Talking about the top riders he’s managed, words like “celebrity,” “narcissist,” and “little Napoleon” pop up, but at the same time Lefevere is protective of his riders, knowing they are vulnerable and need just the right amount of freedom – not too much, not too little — to achieve their potential. This is true even for a rider who has nearly sent the entire team up in smoke, risking the jobs of 65 people. In fact, confided Lefevere to his interviewers, “if Boonen hadn’t been such a mama’s boy and had behaved like a professional should, then he would have stayed in Monaco and we wouldn’t be having this conversation.” But still, such a star is not unusual, and the older they get, the more they need to be handled with kid gloves to keep them happy. It’s all about the respect they get in the peloton and the palmares they’ve built up. Boonen is no longer the young guy he once was, and must be at the point in his career when he’s starting to think about the legacy he will leave behind.
It’s for this reason that Lefevere is most upset by the UCI’s decision to suspend Boonen. And by characterizing Boonen as someone with a “problem,” the Tour de France organization can make his exclusion from the race uncontroversial. But is part of his therapy to be banned from racing? If you take away from somebody what he’s both capable of and good at, does that not work against the goals of any reasonable rehabilitation?

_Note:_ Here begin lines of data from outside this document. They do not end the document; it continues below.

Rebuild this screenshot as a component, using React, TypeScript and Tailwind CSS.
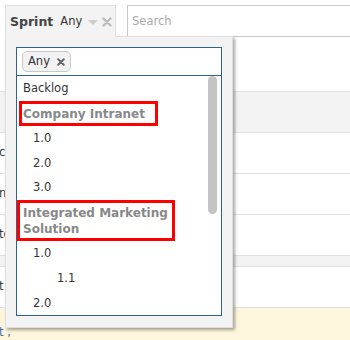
import { useState } from "react";

const XIcon = ({ className }: { className?: string }) => (
  <svg viewBox="0 0 10 10" className={className}>
    <path d="M1.5 1.5 L8.5 8.5 M8.5 1.5 L1.5 8.5" stroke="currentColor" strokeWidth="2.4" strokeLinecap="round" fill="none" />
  </svg>
);

const rows = ["co", "n", "to", "t"];

export default function App() {
  const [query, setQuery] = useState("");

  return (
    <div className="relative w-[350px] h-[340px] overflow-hidden bg-white font-['DejaVu_Sans',Verdana,sans-serif] text-[#333]">
      {/* filter bar */}
      <div className="flex pt-[5px] h-[37px]">
        <div className="relative z-20 ml-[5px] w-[111px] h-[32px] bg-[#f3f3f3] border border-b-0 border-[#dedede] flex items-center pl-[4px] pt-[1px]">
          <span className="text-[12.5px] font-bold text-[#444]">Sprint</span>
          <span className="ml-[7px] text-[11.5px]">Any</span>
          <svg viewBox="0 0 10 5" className="ml-[6px] w-[10px] h-[5px] text-[#ccc]">
            <polygon points="0,0 10,0 5,5" fill="currentColor" />
          </svg>
          <XIcon className="ml-[4px] w-[10px] h-[10px] text-[#bbb]" />
        </div>
        <div className="ml-[11px] flex-1 -mr-[10px] h-[32px] border border-[#c8c8c8] flex items-center pl-[4px] pt-[2px]">
          <input
            value={query}
            onChange={(e) => setQuery(e.target.value)}
            placeholder="Search"
            className="w-full outline-none text-[11.5px] placeholder-[#aaa] bg-transparent"
          />
        </div>
      </div>

      {/* table behind */}
      <div className="h-[54px]" />
      <div className="h-[41px] bg-[#f3f3f3] border-t border-[#e0e0e0]" />
      {rows.slice(0, 3).map((r) => (
        <div key={r} className="h-[41px] border-t border-[#e0e0e0] flex items-center text-[11.5px] -ml-[1px]">
          {r}
        </div>
      ))}
      <div className="h-[11px] bg-[#f3f3f3] border-t border-[#e0e0e0]" />
      <div className="h-[41px] border-t border-[#e0e0e0] flex items-center text-[11.5px] -ml-[1px]">
        {rows[3]}
      </div>
      <div className="h-[40px] bg-[#fdf5dc] border-t border-[#e0e0e0] pt-[16px] text-[11.5px] text-[#3b6ea5] -ml-[1px]">
        t ,
      </div>

      {/* dropdown panel */}
      <div className="absolute z-10 left-[5px] top-[36px] w-[228px] h-[292px] bg-[#f3f3f3] border border-[#dedede] shadow-[2px_2px_3px_rgba(0,0,0,0.35)] p-[10px]">
        <div className="h-[269px] border border-[#2d6496] bg-white flex flex-col">
          <div className="h-[28px] border-b border-[#2d6496] pl-[5px] pt-[3px]">
            <div className="w-[49px] h-[21px] rounded-[5px] border border-[#c8c8c8] bg-[#f2f2f2] flex items-center pl-[5px] text-[11.5px]">
              Any
              <XIcon className="ml-[7px] w-[8px] h-[8px] text-[#666]" />
            </div>
          </div>
          <div className="relative flex-1 overflow-hidden text-[11.5px]">
            <div className="h-[25px] flex items-center pl-[6px]">Backlog</div>
            <div className="h-[25px] flex items-center">
              <div className="ml-[2px] w-[139px] h-[25px] border-[3px] border-[#f00] flex items-center pl-[1px] text-[12px] font-bold text-[#888]">
                Company Intranet
              </div>
            </div>
            <div className="h-[25px] flex items-center pl-[16px]">1.0</div>
            <div className="h-[25px] flex items-center pl-[16px]">2.0</div>
            <div className="h-[24px] flex items-center pl-[16px]">3.0</div>
            <div className="w-[158px] h-[41px] border-[3px] border-[#f00] flex items-center pl-[3px] text-[12px] leading-[16px] font-bold text-[#888]">
              Integrated Marketing Solution
            </div>
            <div className="h-[25px] flex items-center pl-[16px]">1.0</div>
            <div className="h-[25px] flex items-center pl-[40px]">1.1</div>
            <div className="h-[25px] flex items-center pl-[16px]">2.0</div>
            <div className="absolute left-[191px] top-0 w-[9px] h-[138px] rounded-full bg-[#c4c4c4]" />
          </div>
        </div>
      </div>
    </div>
  );
}
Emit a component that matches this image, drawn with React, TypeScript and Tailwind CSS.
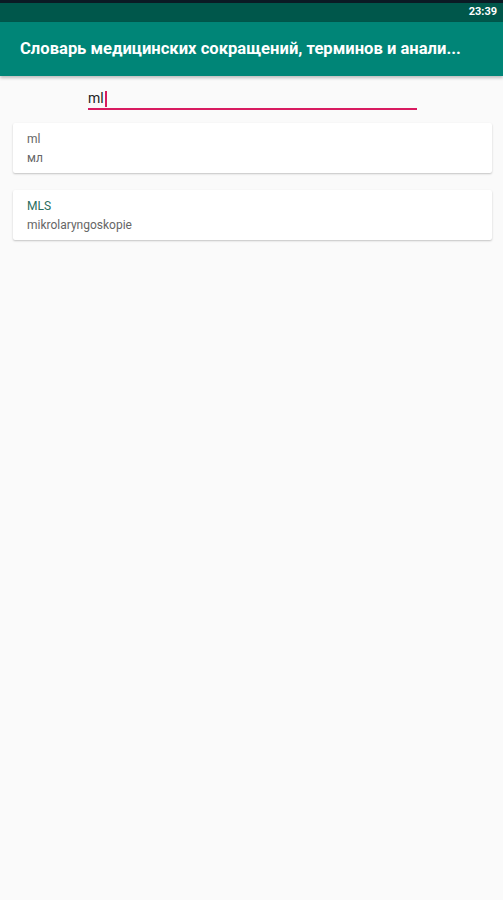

At the end of the day, it’s not that hard to sympathize with Boonen, even feel a bit sorry for him. He’s like a Hollywood movie star in his home country, getting paid very well for doing a job he loves. Women fall at his feet, sponsors pay him handsomely to advertise their products, and autograph-seekers are never far away. Lefevere can imagine that someone like Boonen could be led astray and tempted into a dangerous lifestyle, whether that be illicit party drugs, fast Italian cars, or 16-year-old girlfriends with model looks (as Sophie van Vliet was in 2007 when they dated). Is it even possible to protect him from that, protect what Lefevere has termed a “little kid who’s broken the cookie jar and now regrets it” from himself? Maybe, but ultimately Boonen is an adult and must be trusted to behave accordingly, even if he ends up letting down his employers, teammates and countrymen, and has to serve the consequences. He’s only human after all.